Joe and I had a babycare skills class at the hospital earlier this week. It's a really good thing we paid $65 to attend, or else we would never have known that, when giving our baby a sponge bath, we should always start by using clean water. If you've ever seen the episode of "The Simpons" where the kids are taken away from Homer and Marge and they have to take a basic parenting skills class (where they are taught that "trash goes IN the trash can; people, I can't stress this enough"), you have an idea of what our lesson was like.

The class was led by an instructor who appeared to be no older than 15, but claimed to be a registered nurse. When she put on the first video for us, "Every Newborn is Special," narrated by Pam Dawber, I knew we were in trouble. Perky Pam, with her side-ponytail and her oversized, belted shirt, told us to expect that our baby will cry a lot, sleep a lot, and poo a lot.

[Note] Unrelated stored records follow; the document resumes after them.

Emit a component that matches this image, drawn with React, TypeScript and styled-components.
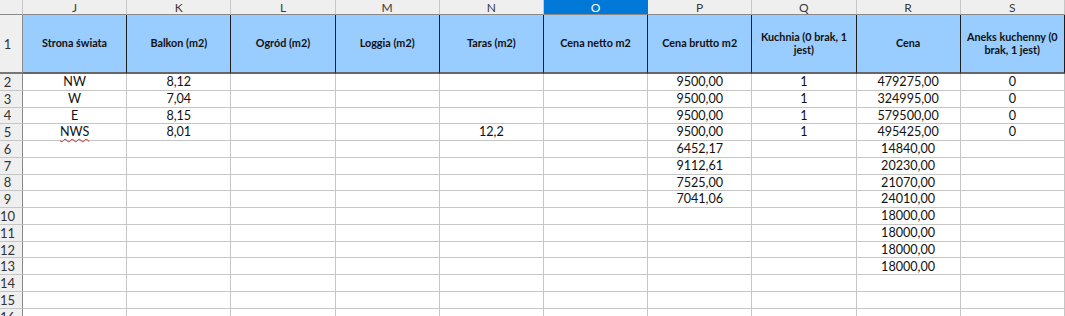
import React from "react";
import styled, { createGlobalStyle, css } from "styled-components";

const GlobalStyle = createGlobalStyle`
  html, body { margin: 0; padding: 0; background: #ffffff; overflow: hidden; }
  body { font-family: Lato, "Noto Sans", sans-serif; }
  * { box-sizing: border-box; }
`;

const ROW_H = 16.77;

const Sheet = styled.div`
  display: grid;
  grid-template-columns: 23px repeat(10, 104.2px);
  grid-template-rows: 15px 59px repeat(15, ${ROW_H}px);
  width: 1065px;
  height: 316px;
  overflow: hidden;
  background: #ffffff;
`;

const Corner = styled.div`
  background: #efefef;
  border-right: 1px solid #c6c6c6;
  border-bottom: 1px solid #8a8a8a;
`;

const ColHeader = styled.div<{ $selected?: boolean }>`
  display: flex;
  align-items: center;
  justify-content: center;
  font-size: 12px;
  color: #3a3a3a;
  background: #efefef;
  border-right: 1px solid #c6c6c6;
  border-bottom: 1px solid #8a8a8a;
  ${(p) =>
    p.$selected &&
    css`
      background: #0078d7;
      color: #ffffff;
      border-right-color: #0078d7;
    `}
`;

const RowHeader = styled.div<{ $tall?: boolean }>`
  display: flex;
  align-items: center;
  justify-content: center;
  padding-right: 7px;
  font-size: 13px;
  color: #333333;
  background: #efefef;
  border-right: 1px solid #8a8a8a;
  border-bottom: ${(p) => (p.$tall ? "2px solid #777777" : "1px solid #c6c6c6")};
`;

const TitleCell = styled.div`
  display: flex;
  align-items: center;
  justify-content: center;
  text-align: center;
  padding: 0 4px;
  font-size: 10.8px;
  font-weight: 700;
  line-height: 12.5px;
  color: #111111;
  background: #99ccff;
  border-right: 1px solid #1e1e1e;
  border-bottom: 2px solid #666666;
`;

const DataCell = styled.div`
  display: flex;
  align-items: center;
  justify-content: center;
  font-size: 12.6px;
  line-height: 1;
  color: #111111;
  white-space: nowrap;
  border-right: 1px solid #c6c6c6;
  border-bottom: 1px solid #c6c6c6;
  padding-top: 1px;
`;

const Misspelled = styled.span`
  text-decoration: underline wavy #e02020;
  text-decoration-thickness: 1px;
  text-underline-offset: 2px;
  text-decoration-skip-ink: none;
`;

const columns = ["J", "K", "L", "M", "N", "O", "P", "Q", "R", "S"];

const titles = [
  "Strona świata",
  "Balkon (m2)",
  "Ogród (m2)",
  "Loggia (m2)",
  "Taras (m2)",
  "Cena netto m2",
  "Cena brutto m2",
  "Kuchnia (0 brak, 1 jest)",
  "Cena",
  "Aneks kuchenny (0 brak, 1 jest)",
];

type Row = Partial<Record<string, string>>;

const data: Row[] = [
  { J: "NW", K: "8,12", P: "9500,00", Q: "1", R: "479275,00", S: "0" },
  { J: "W", K: "7,04", P: "9500,00", Q: "1", R: "324995,00", S: "0" },
  { J: "E", K: "8,15", P: "9500,00", Q: "1", R: "579500,00", S: "0" },
  { J: "NWS", K: "8,01", N: "12,2", P: "9500,00", Q: "1", R: "495425,00", S: "0" },
  { P: "6452,17", R: "14840,00" },
  { P: "9112,61", R: "20230,00" },
  { P: "7525,00", R: "21070,00" },
  { P: "7041,06", R: "24010,00" },
  { R: "18000,00" },
  { R: "18000,00" },
  { R: "18000,00" },
  { R: "18000,00" },
  {},
  {},
  {},
];

export default function App() {
  return (
    <>
      <GlobalStyle />
      <Sheet>
        <Corner />
        {columns.map((c) => (
          <ColHeader key={c} $selected={c === "O"}>
            {c}
          </ColHeader>
        ))}
        <RowHeader $tall>1</RowHeader>
        {titles.map((t) => (
          <TitleCell key={t}>{t}</TitleCell>
        ))}
        {data.map((row, i) => (
          <React.Fragment key={i}>
            <RowHeader>{i + 2}</RowHeader>
            {columns.map((c) => {
              const v = row[c];
              return (
                <DataCell key={c}>
                  {v === "NWS" ? <Misspelled>{v}</Misspelled> : v}
                </DataCell>
              );
            })}
          </React.Fragment>
        ))}
      </Sheet>
    </>
  );
}
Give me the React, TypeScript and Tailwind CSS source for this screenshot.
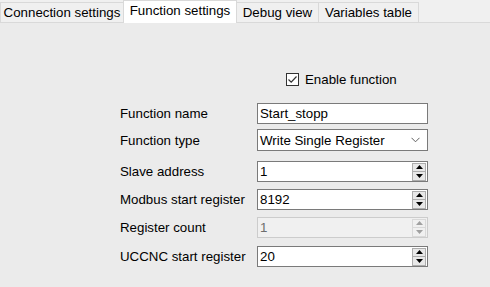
import React from "react";

function Tab({ label, w, active }: { label: string; w: string; active?: boolean }) {
  if (active) {
    return (
      <div
        className={`${w} h-[23px] -mb-px bg-white border-t border-l border-r border-[#d9d9d9] flex items-start justify-center pt-[2px] text-black z-10`}
      >
        {label}
      </div>
    );
  }
  return (
    <div
      className={`${w} h-[20px] bg-[#f0f0f0] border-t border-l border-r border-[#d9d9d9] flex items-start justify-center pt-[2px] text-black`}
    >
      {label}
    </div>
  );
}

function Spin({ disabled }: { disabled?: boolean }) {
  const c = disabled ? "#a0a0a0" : "#000";
  const btn = disabled
    ? "border-[#d9d9d9] bg-[#f0f0f0]"
    : "border-[#adadad] bg-[#e8e8e8]";
  return (
    <div className="flex flex-col gap-0 mr-[1px]">
      <div className={`w-[14px] h-[9px] border ${btn} flex items-center justify-center`}>
        <svg width="7" height="4" viewBox="0 0 7 4">
          <polygon points="3.5,0 7,4 0,4" fill={c} />
        </svg>
      </div>
      <div className={`w-[14px] h-[9px] border border-t-0 ${btn} flex items-center justify-center`}>
        <svg width="7" height="4" viewBox="0 0 7 4">
          <polygon points="0,0 7,0 3.5,4" fill={c} />
        </svg>
      </div>
    </div>
  );
}

function Row({
  label,
  children,
  mt,
}: {
  label: string;
  children: React.ReactNode;
  mt: string;
}) {
  return (
    <div className={`flex items-center ${mt}`}>
      <div className="w-[137px]">{label}</div>
      {children}
    </div>
  );
}

export default function App() {
  return (
    <div
      className="w-[490px] h-[287px] bg-[#ebebeb] text-[13.3px] leading-[15px] text-black overflow-hidden flex flex-col"
      style={{ fontFamily: "'Liberation Sans', Arial, sans-serif" }}
    >
      <div className="h-[23px] bg-[#f0f0f0] border-b border-[#d9d9d9] flex items-end shrink-0">
        <Tab label="Connection settings" w="w-[124px]" />
        <Tab label="Function settings" w="w-[114px] -ml-px" active />
        <Tab label="Debug view" w="w-[83px] -ml-px" />
        <Tab label="Variables table" w="w-[101px] -ml-px" />
      </div>

      <div className="pl-[120px] flex flex-col">
        <div className="flex items-center mt-[49px] ml-[166px]">
          <div className="w-[13px] h-[13px] border border-[#333] bg-white flex items-center justify-center">
            <svg width="11" height="11" viewBox="0 0 11 11">
              <polyline points="1.5,5.5 4.2,8.2 9.5,2.5" fill="none" stroke="#333" strokeWidth="1.2" />
            </svg>
          </div>
          <span className="ml-[6px]">Enable function</span>
        </div>

        <Row label="Function name" mt="mt-[16px]">
          <div className="w-[171px] h-[21px] border border-[#7a7a7a] bg-white flex items-center pl-[2px]">
            Start_stopp
          </div>
        </Row>

        <Row label="Function type" mt="mt-[5px]">
          <div className="w-[171px] h-[22px] border border-[#7a7a7a] bg-white flex items-center pl-[2px] justify-between">
            <span>Write Single Register</span>
            <svg width="9" height="6" viewBox="0 0 9 6" className="mr-[7px]">
              <polyline points="0.5,0.8 4.5,4.8 8.5,0.8" fill="none" stroke="#606060" strokeWidth="1" />
            </svg>
          </div>
        </Row>

        <Row label="Slave address" mt="mt-[10px]">
          <div className="w-[171px] h-[21px] border border-[#7a7a7a] bg-white flex items-center pl-[2px] justify-between">
            <span>1</span>
            <Spin />
          </div>
        </Row>

        <Row label="Modbus start register" mt="mt-[7px]">
          <div className="w-[171px] h-[21px] border border-[#7a7a7a] bg-white flex items-center pl-[2px] justify-between">
            <span>8192</span>
            <Spin />
          </div>
        </Row>

        <Row label="Register count" mt="mt-[7px]">
          <div className="w-[171px] h-[21px] border border-[#cccccc] bg-[#f0f0f0] flex items-center pl-[2px] justify-between text-[#6d6d6d]">
            <span>1</span>
            <Spin disabled />
          </div>
        </Row>

        <Row label="UCCNC start register" mt="mt-[8px]">
          <div className="w-[171px] h-[21px] border border-[#7a7a7a] bg-white flex items-center pl-[2px] justify-between">
            <span>20</span>
            <Spin />
          </div>
        </Row>
      </div>
    </div>
  );
}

After the video, we learned how to burp babies with scary-looking newborn replica dolls. Joe and I kept handing the doll back to each other in the most inappropriate ways we could: upside down, passing it like a football, and all other stupid things designed to attract the horror of our classmates.

The class lasted three uneventful and unnecessary hours -- not a lot of fun for my still-sore ass -- but at least there were cookies. And thankfully, I know better now not to put soap in my newborn baby's eyes.